Book Collecting – A Literary Adventure, Part 1
Part One – So, you want to be a book collector
As you begin your adventure into book collecting you will face many questions concerning the nuances of the hobby. If you already collect anything else – coins, stamps, art, wine, or even plates or spoons – you probably already understand quite a bit already.
Hobbies are good for your well-being. Becoming active in something you enjoy doing relieves stress – it refocuses your mind on something enjoyable. Our lives are so complex and stress-filled that finding a way to ease the pressure will improve your health. Book collecting gives a one-two punch to stress. First you have the collecting part – building a library of your favorite author’s work, and two, the sheer pleasure of curling up with a good book – getting lost in the story – will ease tension. When you overload your brain with things that you enjoy, it just doesn’t have room for the stressful stuff.
Hobbies open your mind to exciting new possibilities. If you focus only on family and career, your life can become two dimensional. A hobby can keep your horizons from becoming too constrained. Reading actually expands your horizons – you can travel the world, or reach for the stars. There are no limits.
Book collecting is a hobby that keeps your life from spiraling out of control when the going gets tough. Reading transports you away from the everyday to places far from reality, and literally puts life on hold.

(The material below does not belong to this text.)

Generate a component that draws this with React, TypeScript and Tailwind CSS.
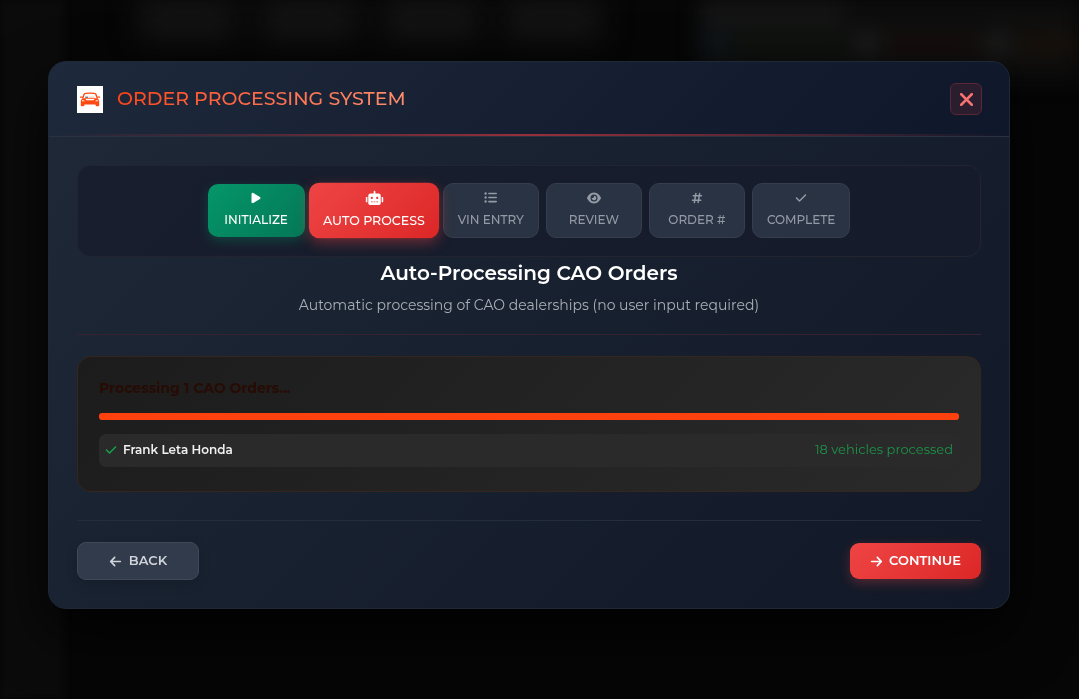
import type { ReactNode } from "react";
import { FaRobot } from "react-icons/fa";
import {
  FaArrowLeft,
  FaArrowRight,
  FaCheck,
  FaEye,
  FaHashtag,
  FaListUl,
  FaPlay,
  FaXmark,
} from "react-icons/fa6";

type StepState = "done" | "active" | "pending";

const stepStyles: Record<StepState, string> = {
  done: "min-w-[97px] px-4 h-[53px] text-white bg-linear-135 from-[#059669] to-[#047857] shadow-[0_4px_12px_rgba(5,150,105,0.3)]",
  active:
    "min-w-[124px] px-3 h-[53px] text-white bg-linear-135 from-[#ef4444] to-[#dc2626] scale-105 shadow-[0_4px_12px_rgba(239,68,68,0.4)]",
  pending:
    "min-w-24 px-[14px] h-[55px] text-[#949aa5] bg-[#2a3343] border border-[#343e4d]",
};

function Step({ icon, label, state }: { icon: ReactNode; label: string; state: StepState }) {
  return (
    <button
      type="button"
      className={`flex flex-col items-center gap-2 whitespace-nowrap rounded-[10px] pt-2 text-xs font-medium leading-4 ${stepStyles[state]}`}
    >
      <span className="flex h-3 items-center">{icon}</span>
      {label}
    </button>
  );
}

function CarLogo() {
  return (
    <svg viewBox="0 0 26 27" className="h-[27px] w-[26px] bg-white" aria-hidden="true">
      <path
        d="M5.6 12.500 7 8.600Q7.400 7.500 8.500 7.400Q13 6.800 17.500 7.400Q18.600 7.500 19 8.600L20.400 12.500"
        fill="none"
        stroke="#ff4a12"
        strokeWidth="1.400"
      />
      <path d="M3 11.200h2.600M20.400 11.200H23" stroke="#ff4a12" strokeWidth="1.300" />
      <path
        d="M5.500 12.300h15q1.700 1.200 1.700 3.200V19.200q0 1-1 1h-1.600q-1 0-1-1v-.7H7.400v.7q0 1-1 1H4.800q-1 0-1-1v-3.700Q3.800 13.500 5.500 12.300Z"
        fill="#ff4a12"
      />
      <path d="M5.300 13.900q2 .1 2.800 1.300H5.100ZM20.700 13.900q-2 .1-2.800 1.300h3Z" fill="#fff" />
      <path d="M8.500 13h9l-.8 1.300H9.300Z" fill="#fff" />
      <path d="M8.200 11.200h3" stroke="#333" strokeWidth="0.900" />
      <path d="M12 11.200h5.500" stroke="#ff9a78" strokeWidth="0.700" />
    </svg>
  );
}

function Backdrop() {
  return (
    <div aria-hidden="true" className="fixed inset-0 -z-10 flex overflow-hidden bg-[#060606]">
      <div className="w-16 bg-[#0b0b0b] blur-[3px]" />
      <div className="flex flex-1 gap-6 pl-[74px] blur-[14px]">
        <div className="h-10 w-[98px] bg-[#141414]" />
        <div className="h-10 w-[98px] bg-[#141414]" />
        <div className="h-10 w-[98px] bg-[#141414]" />
        <div className="h-10 w-[98px] bg-[#141414]" />
      </div>
      <div className="h-20 w-[380px] bg-[#0e0e0e] blur-[10px]">
        <div className="h-7 w-36 bg-[#151515]" />
        <div className="flex h-8 items-center justify-between">
          <div className="h-6 w-8 bg-[#0e1519]" />
          <div className="h-6 w-28 bg-[#0e120e]" />
          <div className="h-6 w-5 bg-[#1e1e1e]" />
          <div className="h-6 w-24 bg-[#150e0d]" />
          <div className="h-6 w-5 bg-[#1e1e1e]" />
          <div className="h-6 w-16 bg-[#17110b]" />
        </div>
      </div>
    </div>
  );
}

export default function App() {
  return (
    <div className="min-h-screen pt-[61px] pr-[69px] pb-12 pl-12 font-['Montserrat','Inter',sans-serif] text-white">
      <Backdrop />
      <div
        role="dialog"
        aria-labelledby="dialog-title"
        className="overflow-hidden rounded-[18px] border border-[#1e2836] bg-linear-135 from-[#1f2937] to-[#111827] shadow-[0_24px_60px_rgba(0,0,0,0.8)]"
      >
        <header className="border-b border-[#283342] bg-linear-135 from-[#1e293b] to-[#0f172a]">
          <div className="flex h-[72px] items-center justify-between pt-0.5 pr-[27px] pl-7">
            <div className="flex items-center gap-[14px]">
              <CarLogo />
              <h1
                id="dialog-title"
                className="bg-linear-135 from-[#ff410d] to-[#ff8f70] bg-clip-text text-[19px] font-medium leading-6 text-transparent"
              >
                ORDER PROCESSING SYSTEM
              </h1>
            </div>
            <button
              type="button"
              aria-label="Close"
              className="flex size-8 items-center justify-center rounded-md border border-[#5a2734] bg-[#2a1d2e] text-[#f87171]"
            >
              <FaXmark size={21} />
            </button>
          </div>
          <div className="h-0.5 bg-linear-to-r from-transparent via-[#963039] to-transparent" />
        </header>

        <main className="px-7 pt-7 pb-7">
          <nav
            aria-label="Order steps"
            className="flex h-[92px] items-center justify-center gap-[7px] rounded-[14px] border border-[#22242f] bg-linear-135 from-[#181e2d] to-[#151b2b] pb-0.5"
          >
            <Step icon={<FaPlay size={12} />} label="INITIALIZE" state="done" />
            <Step icon={<FaRobot size={17} />} label="AUTO PROCESS" state="active" />
            <Step icon={<FaListUl size={13} />} label="VIN ENTRY" state="pending" />
            <Step icon={<FaEye size={14} />} label="REVIEW" state="pending" />
            <Step icon={<FaHashtag size={12} />} label="ORDER #" state="pending" />
            <Step icon={<FaCheck size={12} />} label="COMPLETE" state="pending" />
          </nav>

          <section className="border-b border-[#35232e] pb-[19px] text-center">
            <h2 className="text-xl font-semibold leading-8">Auto-Processing CAO Orders</h2>
            <p className="mt-[6px] text-sm leading-5 text-[#a9aeb6]">
              Automatic processing of CAO dealerships (no user input required)
            </p>
          </section>

          <section className="mt-[21px] rounded-[14px] border border-[#35251f] bg-linear-135 from-[#1c1c1c] to-[#2a2a2a] px-[21px] pt-[19px] pb-6">
            <h3 id="progress-label" className="text-sm font-bold leading-6 text-[#270b04]">
              Processing 1 CAO Orders...
            </h3>
            <div
              role="progressbar"
              aria-labelledby="progress-label"
              aria-valuenow={100}
              className="mt-[13px] h-[7px] rounded-[3px] bg-[#ff410d]"
            />
            <div className="mt-[14px] flex h-[33px] items-center justify-between rounded-[7px] bg-[#2a2a2a] px-[6px] pb-0.5">
              <span className="flex items-center gap-[6px] text-xs font-semibold text-[#f0f0f0]">
                <FaCheck size={12} color="#16a34a" />
                Frank Leta Honda
              </span>
              <span className="text-[13px] text-[#1c9449]">18 vehicles processed</span>
            </div>
          </section>

          <footer className="mt-7 flex items-center justify-between border-t border-[#232e3d] pt-[21px]">
            <button
              type="button"
              className="flex h-[38px] w-[122px] items-center justify-center gap-[7px] rounded-[9px] border border-[#414958] bg-[#323b4b] text-[13px] font-semibold text-[#d1d5db] shadow-[0_4px_12px_rgba(0,0,0,0.15)]"
            >
              <FaArrowLeft size={13} />
              BACK
            </button>
            <button
              type="button"
              className="flex h-9 w-[131px] items-center justify-center gap-[6px] rounded-[9px] bg-linear-135 from-[#ef4444] to-[#dc2626] text-[13px] font-semibold text-white shadow-[0_4px_12px_rgba(239,68,68,0.3)]"
            >
              <FaArrowRight size={13} />
              CONTINUE
            </button>
          </footer>
        </main>
      </div>
    </div>
  );
}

Book collecting can encourage you to interact with other people in ways that don’t cause anxiety. The internet provides endless ways to connect with people that enjoy doing the same things that you do. This is a great opportunity to meet new people, discuss your hobby and get more involved with bigger groups. It is a great way to make friends – many of my best friends are people I have met through my hobbies. Book dealing was once, as Graham Greene said, “A treasure hunt,” but the internet has made it all about pots of gold.
Signed Books and First Editions
The two high points of the book-collecting adventure are signed books and first editions. Collectors like scarcity, so first editions are sought because their print runs are usually low, and a finite number of them exist. The growing attraction of signed books is somewhat different. A signed copy is seen as an extension of the author, because he or she actually handled and wrote in that particular copy of the book. Signed books appeal to both book collectors and autograph enthusiasts.
Generally, most collect books because you enjoy books, and find excitement and challenge in the hunt for certain authors or titles. They find personal enjoyment in the hobby. You may collect books as an investment, looking for monetary gain. For most collectors, books represent a stable, long-term investment. It can be a mystifying pursuit – financially rewarding if you have the necessary expertise, diligence, and patience.
A passionate collector who follows a particular author or genre can evolve into an expert, a modern authority, who can create their own market for their books. So, collect what you love, collect what you know, and become the expert in your own field.
In the final analysis, you want to be a book collector . . . and why shouldn’t you? Book collecting is one of the greatest hobbies around. It awards you with beautiful, interesting objects of art, combined with the excitement of the hunt, and, who knows, maybe even the possibility of making some money! What can go wrong? In the worst case you wind up with a lot of books, plenty to read. There’s really no way to lose.